Palo Alto is into its third year with "enhanced 911" service and handles most emergency cell phone calls in under 5 seconds, well below the average on-hold time of 40 seconds for the 7 million to 8 million calls routed through CHP dispatchers every year, says Charles Cullen, the Palo Alto Police Department communications manager.
"I think it's a vast improvement over what we used to have," he says.
In Atherton, Police Chief Bob Brennan says he is taking a wait-and-see attitude. His concerns: a deluge of 911 calls (many not for real emergencies), the need to hire more dispatchers, and putting callers on hold.
"We're going to see what (Menlo Park's) call volume is after several months (and) see if they have to increase staff," he says.

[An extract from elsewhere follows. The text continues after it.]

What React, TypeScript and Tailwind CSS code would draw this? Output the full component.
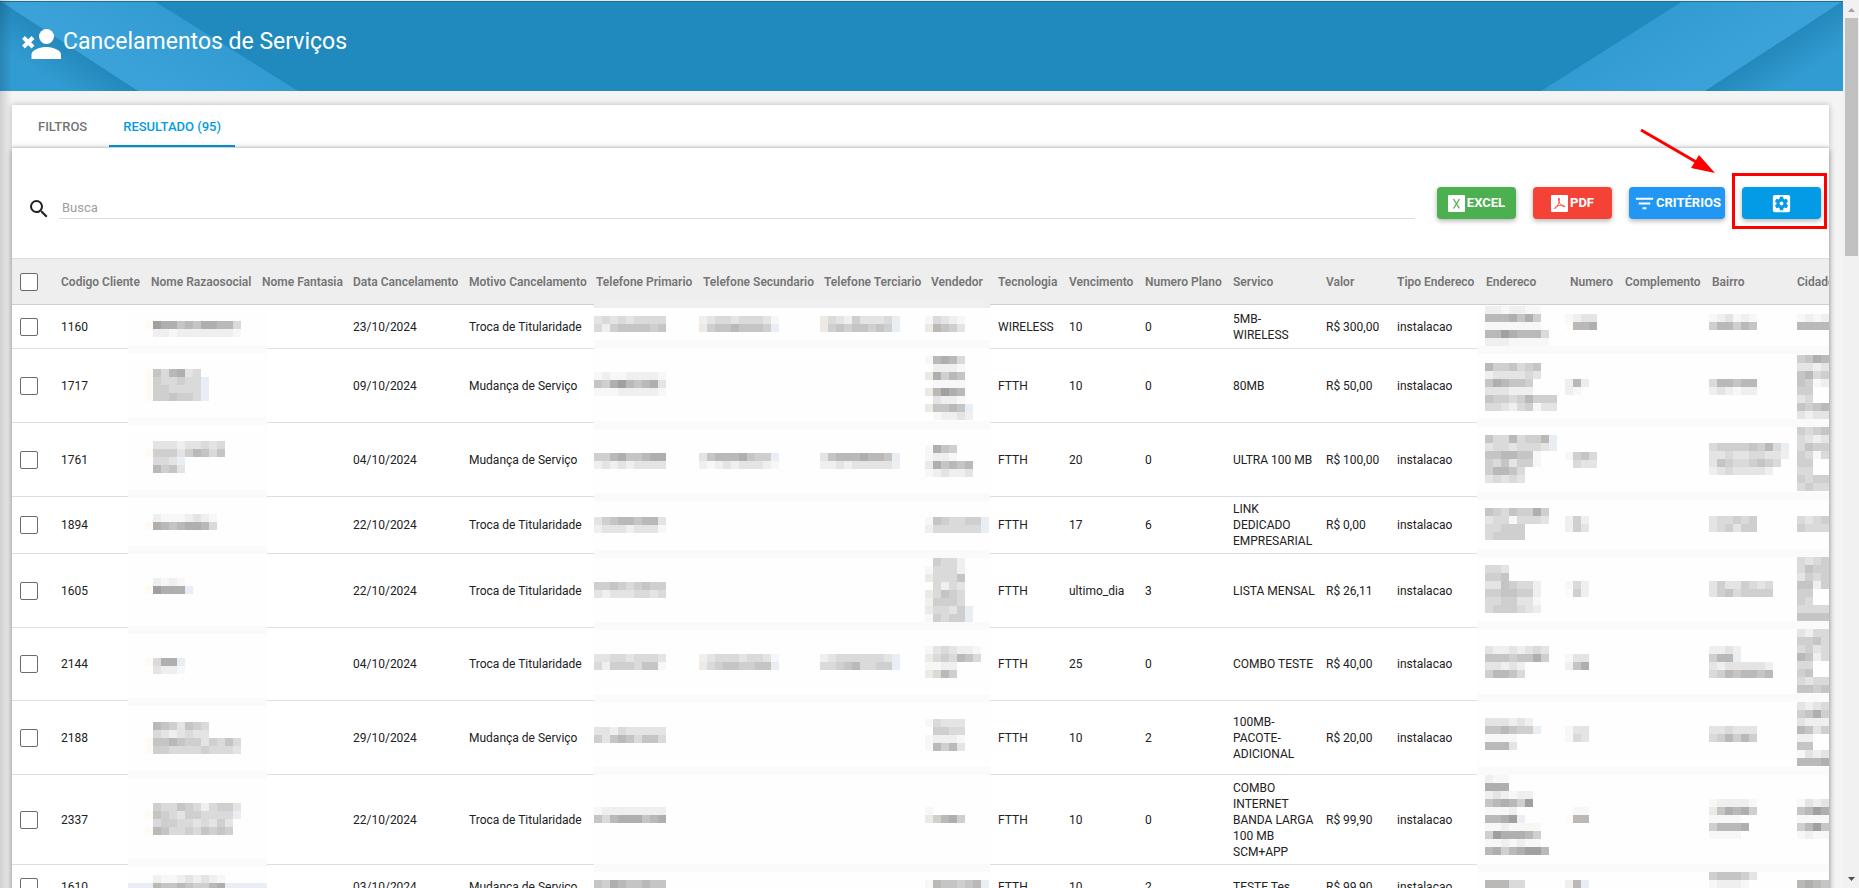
import { useState } from 'react';
import { MdFilterList, MdSearch, MdSettingsApplications } from 'react-icons/md';

interface Column {
  label: string;
  width: string;
}

interface Row {
  codigo: string;
  data: string;
  motivo: string;
  tecnologia: string;
  vencimento: string;
  plano: string;
  servico: string;
  valor: string;
  height: string;
}

const columns: Column[] = [
  { label: 'Codigo Cliente', width: 'w-[90px]' },
  { label: 'Nome Razaosocial', width: 'w-[111px]' },
  { label: 'Nome Fantasia', width: 'w-[91px]' },
  { label: 'Data Cancelamento', width: 'w-[116px]' },
  { label: 'Motivo Cancelamento', width: 'w-[127px]' },
  { label: 'Telefone Primario', width: 'w-[107px]' },
  { label: 'Telefone Secundario', width: 'w-[121px]' },
  { label: 'Telefone Terciario', width: 'w-[107px]' },
  { label: 'Vendedor', width: 'w-[67px]' },
  { label: 'Tecnologia', width: 'w-[71px]' },
  { label: 'Vencimento', width: 'w-[76px]' },
  { label: 'Numero Plano', width: 'w-[88px]' },
  { label: 'Servico', width: 'w-[93px]' },
  { label: 'Valor', width: 'w-[71px]' },
  { label: 'Tipo Endereco', width: 'w-[89px]' },
  { label: 'Endereco', width: 'w-[84px]' },
  { label: 'Numero', width: 'w-[55px]' },
  { label: 'Complemento', width: 'w-[87px]' },
  { label: 'Bairro', width: 'w-[85px]' },
  { label: 'Cidade', width: 'w-[70px]' },
];

const TROCA = 'Troca de Titularidade';
const MUDANCA = 'Mudança de Serviço';

const rows: Row[] = [
  { codigo: '1160', data: '23/10/2024', motivo: TROCA, tecnologia: 'WIRELESS', vencimento: '10', plano: '0', servico: '5MB-WIRELESS', valor: 'R$ 300,00', height: 'h-11' },
  { codigo: '1717', data: '09/10/2024', motivo: MUDANCA, tecnologia: 'FTTH', vencimento: '10', plano: '0', servico: '80MB', valor: 'R$ 50,00', height: 'h-[74px]' },
  { codigo: '1761', data: '04/10/2024', motivo: MUDANCA, tecnologia: 'FTTH', vencimento: '20', plano: '0', servico: 'ULTRA 100 MB', valor: 'R$ 100,00', height: 'h-[74px]' },
  { codigo: '1894', data: '22/10/2024', motivo: TROCA, tecnologia: 'FTTH', vencimento: '17', plano: '6', servico: 'LINK DEDICADO EMPRESARIAL', valor: 'R$ 0,00', height: 'h-[57px]' },
  { codigo: '1605', data: '22/10/2024', motivo: TROCA, tecnologia: 'FTTH', vencimento: 'ultimo_dia', plano: '3', servico: 'LISTA MENSAL', valor: 'R$ 26,11', height: 'h-[74px]' },
  { codigo: '2144', data: '04/10/2024', motivo: TROCA, tecnologia: 'FTTH', vencimento: '25', plano: '0', servico: 'COMBO TESTE', valor: 'R$ 40,00', height: 'h-[73px]' },
  { codigo: '2188', data: '29/10/2024', motivo: MUDANCA, tecnologia: 'FTTH', vencimento: '10', plano: '2', servico: '100MB-PACOTE-ADICIONAL', valor: 'R$ 20,00', height: 'h-[74px]' },
  { codigo: '2337', data: '22/10/2024', motivo: TROCA, tecnologia: 'FTTH', vencimento: '10', plano: '0', servico: 'COMBO INTERNET BANDA LARGA 100 MB SCM+APP', valor: 'R$ 99,90', height: 'h-[90px]' },
  { codigo: '1610', data: '03/10/2024', motivo: MUDANCA, tecnologia: 'FTTH', vencimento: '10', plano: '2', servico: 'TESTE Tes', valor: 'R$ 99,90', height: 'h-11' },
];

// Tile shades: 1 (lightest) to 9 (darkest), plus tinted ones
const shades: Record<string, string> = {
  '1': '#f7f7f7',
  '2': '#efefef',
  '3': '#e4e4e4',
  '4': '#dadada',
  '5': '#cfcfcf',
  '6': '#c5c5c6',
  '7': '#bab9b8',
  '8': '#afafb0',
  '9': '#a09fa1',
  o: '#fffaf4',
  w: '#efe9e4',
  b: '#e9eef5',
};

type Tile = [x: number, y: number, lines: string[]];

const TILE = 8;

const masks: { x: number; y: number; width: number; bands: number[]; tiles: Tile[] }[] = [
  {
    x: 116,
    y: 54,
    width: 139,
    bands: [87, 159, 232, 288, 368, 440, 513, 601],
    tiles: [
      [133, 63, ['o98867688774', '.22122222221']],
      [133, 111, ['o647834', 'o544544b', 'o554444b', 'o556554b']],
      [133, 183, ['.333233434', 'o555357646', '.443b', '.7563']],
      [133, 256, ['.21112321', 'o87678874']],
      [133, 320, ['.2121', 'o9888b']],
      [133, 400, ['o488b', '.3221']],
      [133, 464, ['.7653654', '.4323433', 'o66765535464', 'o55444454443']],
      [133, 545, ['.54465424553', 'o6543554444b', '.4554434353', 'o7644546565']],
      [133, 617, ['.211232321', '.766765578']],
    ],
  },
  {
    x: 582,
    y: 42,
    width: 396,
    bands: [82, 163, 235, 292, 364, 437, 509, 606],
    tiles: [
      [582, 58, ['343434444', '425666656']],
      [582, 114, ['121122221', '658976783', '111222221']],
      [582, 195, ['557866788', '232323333']],
      [582, 259, ['356776773', '233323331']],
      [582, 324, ['556545655', '323334434']],
      [582, 396, ['334434443', '425554661']],
      [582, 469, ['332433333', '536764664']],
      [582, 549, ['122222222', '647888678']],
      [582, 622, ['658766766']],
      [687, 58, ['2344344431', 'w56676665b']],
      [687, 195, ['367778655b', '2123233321']],
      [687, 396, ['2344434431', 'w45665566b']],
      [808, 58, ['w43253334b', 'w56566565b']],
      [808, 195, ['367778776b', '2232333332']],
      [808, 396, ['234444443b', '445674455b']],
      [913, 58, ['14321', 'w7653']],
      [913, 98, ['17874', '.2221', 'w8576', '.1111', 'w7987', '.3221', 'w6676b', '.12232']],
      [913, 187, ['1865', '1221', 'w86767', '123223']],
      [913, 259, ['1654455b', '2444444b']],
      [913, 300, ['.5442', '14442', 'w4446', '.4243', 'w4654', '25554', 'w4435b', '15455b']],
      [913, 388, ['1343221', 'w454764', '1122', 'w475']],
      [913, 461, ['14333', '.5544', '12221', '17573']],
      [913, 549, ['1', 'w5785']],
      [913, 622, ['1766567b']],
    ],
  },
  {
    x: 1465,
    y: 47,
    width: 395,
    bands: [88, 161, 234, 291, 363, 436, 509, 606],
    tiles: [
      [1473, 48, ['2212211', '7778685', '1111111', '77987774', '22211111']],
      [1473, 105, ['7556456', '2333343', '687665', '333222', '655457555', '443245133']],
      [1473, 177, ['64474557b', '34434443b', '6677661', '5463551', '57764', '34343']],
      [1473, 250, ['65465585', '34414443', '44555', '45555']],
      [1473, 307, ['443', '556', '3365442', '5566552', '4455331', '455543b']],
      [1473, 388, ['32232343', '66656685', '33232', '57764']],
      [1473, 460, ['333232', '667655b', '1111', '7773']],
      [1473, 517, ['211', '888', '232122', '678759', '1112', '7789b', '1121111', '5988875', '1121211', '78578997']],
      [1473, 622, ['77744']],
      [1553, 56, ['1233', 'o778']],
      [1553, 121, ['27b', '21']],
      [1553, 194, ['1564', '.433']],
      [1553, 258, ['252', '253']],
      [1553, 323, ['142', 'o52']],
      [1553, 396, ['133', '268']],
      [1553, 468, ['133', '143']],
      [1553, 549, ['.11', 'o77']],
      [1553, 622, ['27b']],
      [1697, 56, ['123121', '577576']],
      [1697, 121, ['477677', '232122']],
      [1697, 185, ['455556574b', '3343344332', '365445654', '23433332']],
      [1697, 258, ['344545', '345355']],
      [1697, 323, ['35335434', '35645555']],
      [1697, 388, ['2232', '577b', '32333332', '45767767']],
      [1697, 468, ['334333', '457575']],
      [1697, 541, ['122221', 'w68785', '1111', '57778', '1111']],
      [1697, 614, ['566653', '12221']],
      [1785, 56, ['1212', '7777']],
      [1785, 97, ['5687', '3323', '6745', '6512', '55', '34', '6567', '3233']],
      [1785, 169, ['5456', '4323', '4655', '5414', '55', '44', '5455', '4544']],
      [1785, 258, ['4345', '5444']],
      [1785, 299, ['4345', '4655', '3545', '6625', '55', '54', '4444', '6666']],
      [1785, 371, ['3244', '5564', '4534', '7624', '44', '56', '4344', '6656']],
      [1785, 444, ['3234', '5685', '3222', '7635', '22', '66', '1323', '7778']],
      [1785, 541, ['1323', '6798', '1111', '5796', '1211']],
      [1785, 622, ['7876']],
    ],
  },
];

// Pixelated areas that hide the customers' personal data
const PrivacyMask = () => (
  <svg className="pointer-events-none absolute left-0 top-0" width="1860" height="640" shapeRendering="crispEdges" aria-hidden="true">
    {masks.map((mask) => (
      <g key={mask.x}>
        <rect x={mask.x} y={mask.y} width={mask.width} height={640} fill="#fefefe" />
        {mask.y === 42 && <rect x={mask.x} y={mask.y} width={mask.width} height={TILE} fill="#efefef" />}
        {mask.bands.map((y) => (
          <rect key={y} x={mask.x} y={y} width={mask.width} height={TILE} fill="#fafafa" />
        ))}
        {mask.x === 116 && <rect x={mask.x} y={625} width={mask.width} height={TILE} fill="#e9eef5" />}
        {mask.tiles.map(([x, y, lines]) =>
          lines.map((line, i) =>
            line.split('').map((shade, j) =>
              shades[shade] ? (
                <rect
                  key={`${x}-${y}-${i}-${j}`}
                  x={x + j * TILE}
                  y={y + i * TILE}
                  width={TILE}
                  height={TILE}
                  fill={shades[shade]}
                />
              ) : null
            )
          )
        )}
      </g>
    ))}
  </svg>
);

const HeaderStripes = ({ className, flip }: { className: string; flip?: boolean }) => {
  const id = flip ? 'right' : 'left';
  return (
    <svg className={className} width="304" height="90" viewBox="0 0 304 90" aria-hidden="true">
      <defs>
        <linearGradient id={`edge-${id}`} gradientUnits="userSpaceOnUse" x1="70" y1="45" x2="48" y2="78">
          <stop offset="0" stopColor="#2488bb" />
          <stop offset="1" stopColor="#319cd2" />
        </linearGradient>
        <linearGradient id={`band-${id}`} gradientUnits="userSpaceOnUse" x1="200" y1="0" x2="150" y2="80">
          <stop offset="0" stopColor="#3099cf" />
          <stop offset="1" stopColor="#3aa2d8" />
        </linearGradient>
      </defs>
      <g transform={flip ? 'translate(304 0) scale(-1 1)' : undefined}>
        <path d={flip ? 'M0 0H160L302 90H0Z' : 'M0 0H154L298 90H0Z'} fill={`url(#band-${id})`} />
        <path d="M0 0L138 90H0Z" fill={`url(#edge-${id})`} />
      </g>
    </svg>
  );
};

const PersonRemoveIcon = () => (
  <svg width="40" height="30" viewBox="0 0 40 30" fill="#fff" aria-hidden="true">
    <circle cx="24.500" cy="7.500" r="7.500" />
    <path d="M9.500 30V25.500C9.500 20.500 19 18 24.200 18S39 20.500 39 25.500V30Z" />
    <path d="M1.500 8.500L11 18M11 8.500L1.500 18" stroke="#fff" strokeWidth="4" fill="none" />
  </svg>
);

const ExcelIcon = () => (
  <svg width="17" height="17" viewBox="0 0 17 17" aria-hidden="true">
    <rect width="17" height="17" rx="1" fill="#fff" />
    <path d="M5.500 4L11.500 13.500M11.500 4L5.500 13.500" stroke="#4caf50" strokeWidth="1.300" />
  </svg>
);

const PdfIcon = () => (
  <svg width="17" height="17" viewBox="0 0 17 17" aria-hidden="true">
    <rect width="17" height="17" rx="1" fill="#fff" />
    <path
      d="M8 3C7 3 7.500 6 9 8.500C10.500 10.500 12.500 12 13.700 11.700C14.500 11 12.500 10 9.500 10.300C7 10.500 4 12 3.300 13.300C3.500 14.500 5.500 12.500 7 9.500C8 7.500 9 3.500 8 3Z"
      stroke="#f44336"
      strokeWidth="0.900"
      fill="none"
    />
  </svg>
);

const buttonClass =
  'flex h-8 items-center justify-center rounded text-[13px] font-bold text-white shadow-[0_2px_5px_rgba(0,0,0,0.3)]';

const Checkbox = ({ label }: { label: string }) => (
  <input
    type="checkbox"
    aria-label={label}
    className="block size-[18px] appearance-none rounded-xs border border-[#6b6b6b] bg-white checked:bg-[#039be5]"
  />
);

const App = () => {
  const [tab, setTab] = useState('resultado');
  const [busca, setBusca] = useState('');

  const tabClass = (name: string) =>
    `h-full border-b-2 px-[14px] pt-1 text-[13px] font-medium ${
      tab === name ? 'border-[#039be5] text-[#039be5]' : 'border-transparent text-[#757575]'
    }`;

  return (
    <div className="flex h-screen overflow-hidden bg-[#f4f4f4] font-[Roboto,sans-serif] text-[#212121]">
      <div className="relative flex min-w-0 flex-1 flex-col">
        <header className="relative flex h-[91px] shrink-0 items-start overflow-hidden border-t border-[#e4ecef] bg-[#208abf] pl-[22px] pt-7">
          <HeaderStripes className="absolute left-0 top-0" />
          <HeaderStripes className="absolute right-0 top-0" flip />
          <div className="absolute inset-x-0 top-0 h-px bg-[#1d6f98]" />
          <h1 className="relative flex items-start gap-px text-[23px] leading-[26px] text-white">
            <PersonRemoveIcon />
            <span>Cancelamentos de Serviços</span>
          </h1>
        </header>

        <main className="mr-[14px] mt-[14px] min-h-0 flex-1 pl-3">
          <div className="flex h-[42px] items-center gap-2 bg-white pl-3 shadow-[0_0_6px_rgba(0,0,0,0.25)]" role="tablist">
            <button role="tab" aria-selected={tab === 'filtros'} className={tabClass('filtros')} onClick={() => setTab('filtros')}>
              FILTROS
            </button>
            <button role="tab" aria-selected={tab === 'resultado'} className={tabClass('resultado')} onClick={() => setTab('resultado')}>
              RESULTADO (95)
            </button>
          </div>

          <section className="relative h-full border-t border-[#d0d0d0] bg-white shadow-[0_2px_6px_rgba(0,0,0,0.5)]">
            {/* Toolbar */}
            <div className="flex h-[110px] items-center pl-[15px] pr-2">
              <label htmlFor="busca" className="mt-3 mr-2">
                <MdSearch size={24} aria-label="Busca" />
              </label>
              <input
                id="busca"
                type="text"
                placeholder="Busca"
                value={busca}
                onChange={(e) => setBusca(e.target.value)}
                className="h-8 min-w-0 flex-1 border-b border-[#dedede] px-[3px] pt-2.5 text-[13px] outline-none placeholder:text-[#9e9e9e]"
              />
              <div className="ml-[22px] flex gap-[17px]">
                <button className={`${buttonClass} w-[79px] gap-[2px] bg-[#4caf50]`}>
                  <ExcelIcon />
                  EXCEL
                </button>
                <button className={`${buttonClass} w-[79px] gap-[2px] bg-[#f44336]`}>
                  <PdfIcon />
                  PDF
                </button>
                <button className={`${buttonClass} w-24 bg-[#2196f3]`}>
                  <MdFilterList size={23} />
                  CRITÉRIOS
                </button>
                <div className="relative">
                  <button aria-label="Configurações" className={`${buttonClass} w-[79px] bg-[#039be5]`}>
                    <MdSettingsApplications size={23} />
                  </button>
                  <div className="pointer-events-none absolute -bottom-2.5 -left-2.5 -right-1.5 -top-3.5 border-3 border-[#ff0000]" />
                  <svg className="pointer-events-none absolute -left-[102px] -top-[58px]" width="76" height="46" viewBox="0 0 76 46" aria-hidden="true">
                    <path d="M1 1L58 34" stroke="#ff0000" strokeWidth="3" />
                    <path d="M75 44L59 26L51 39Z" fill="#ff0000" />
                  </svg>
                </div>
              </div>
            </div>

            {/* Results */}
            <div className="relative overflow-hidden">
              <table className="w-max table-fixed border-collapse text-xs">
                <thead>
                  <tr className="h-[46px] border-b border-t border-b-[#cfcfcf] border-t-[#dedede] bg-[#eeeeee] text-left text-[#757575]">
                    <th className="w-[42px] pl-2">
                      <Checkbox label="Selecionar todos" />
                    </th>
                    {columns.map((column) => (
                      <th key={column.label} className={`${column.width} whitespace-nowrap pl-[7px] font-semibold`}>
                        {column.label}
                      </th>
                    ))}
                  </tr>
                </thead>
                <tbody>
                  {rows.map((row) => (
                    <tr key={row.codigo} className={`${row.height} border-b border-[#dedede] leading-4`}>
                      <td className="pl-2">
                        <Checkbox label={`Selecionar ${row.codigo}`} />
                      </td>
                      <td className="pl-[7px]">{row.codigo}</td>
                      <td />
                      <td />
                      <td className="pl-[7px]">{row.data}</td>
                      <td className="pl-[7px]">{row.motivo}</td>
                      <td />
                      <td />
                      <td />
                      <td />
                      <td className="pl-[7px]">{row.tecnologia}</td>
                      <td className="pl-[7px]">{row.vencimento}</td>
                      <td className="pl-[7px]">{row.plano}</td>
                      <td className="pl-[7px] pr-1">{row.servico}</td>
                      <td className="pl-[7px]">{row.valor}</td>
                      <td className="pl-[7px]">instalacao</td>
                      <td />
                      <td />
                      <td />
                      <td />
                      <td />
                    </tr>
                  ))}
                </tbody>
              </table>
              <PrivacyMask />
            </div>
          </section>
        </main>
        <div className="pointer-events-none absolute inset-y-0 left-0 w-3 bg-linear-to-r from-black/15 to-transparent" />
      </div>

      {/* Scrollbar */}
      <div className="flex w-4 shrink-0 flex-col items-center bg-[#f1f1f1]" aria-hidden="true">
        <svg width="16" height="18" viewBox="0 0 16 18">
          <path d="M5 12L8.500 8L12 12Z" fill="#a3a3a3" />
        </svg>
        <div className="h-[238px] w-[13px] bg-[#c1c1c1]" />
        <svg className="mt-auto" width="16" height="18" viewBox="0 0 16 18">
          <path d="M5 7L8.500 11L12 7Z" fill="#505050" />
        </svg>
      </div>
    </div>
  );
};

export default App;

Such concerns will also delay the service in Woodside and Portola Valley, which contract with the San Mateo County Sheriff's Office for police services, says Jaime Young, the county's director of public safety communications.
About half of the 90 police agencies in the nine-county Bay Area use the "enhanced" cell-phone service, including eight of the 19 agencies in San Mateo County, she says.
The number of cell phone-originated 911 calls in Palo Alto has gone up by about 25 percent since the service was introduced, but the department hasn't had to hire more dispatchers, says Mr. Cullen.
A local emergency can elicit a flood of calls that can sometimes create a queue, but the technology has proved "beyond a doubt" that local agencies need to take the calls, he says. Emergency calls to CHP routing centers have been known to be on hold for 10 to 15 minutes, Mr. Cullen says.
Location info sent
The "enhanced" service sends caller-location data to local dispatchers. Cell phones equipped to identify themselves to global positioning system satellites can be located within 150 to 300 feet, Ms. Lanier says.
For phones lacking a GPS feature, the system compares signals from nearby cell-phone towers to estimate a caller's location. Cell phones over two years old tend not to have GPS capabilities, says Ms. Young of the county.
In Menlo Park, the new service is currently available only to Verizon and Cingular/AT&T customers. Other local cell phone service providers -- Sprint, Nextel, T-Mobile and Metro PCS -- are expected to convert from CHP routing in coming months, says Ms. Lanier.
It took about a year for Palo Alto police to establish the service with all six companies, says Mr. Cullen. Setting up to receive the calls takes time because each company must first map its service area with the city or town served by the police agency, he says.
Because the CHP has jurisdiction over the state's freeways, calls made from a freeway will go to a CHP call center.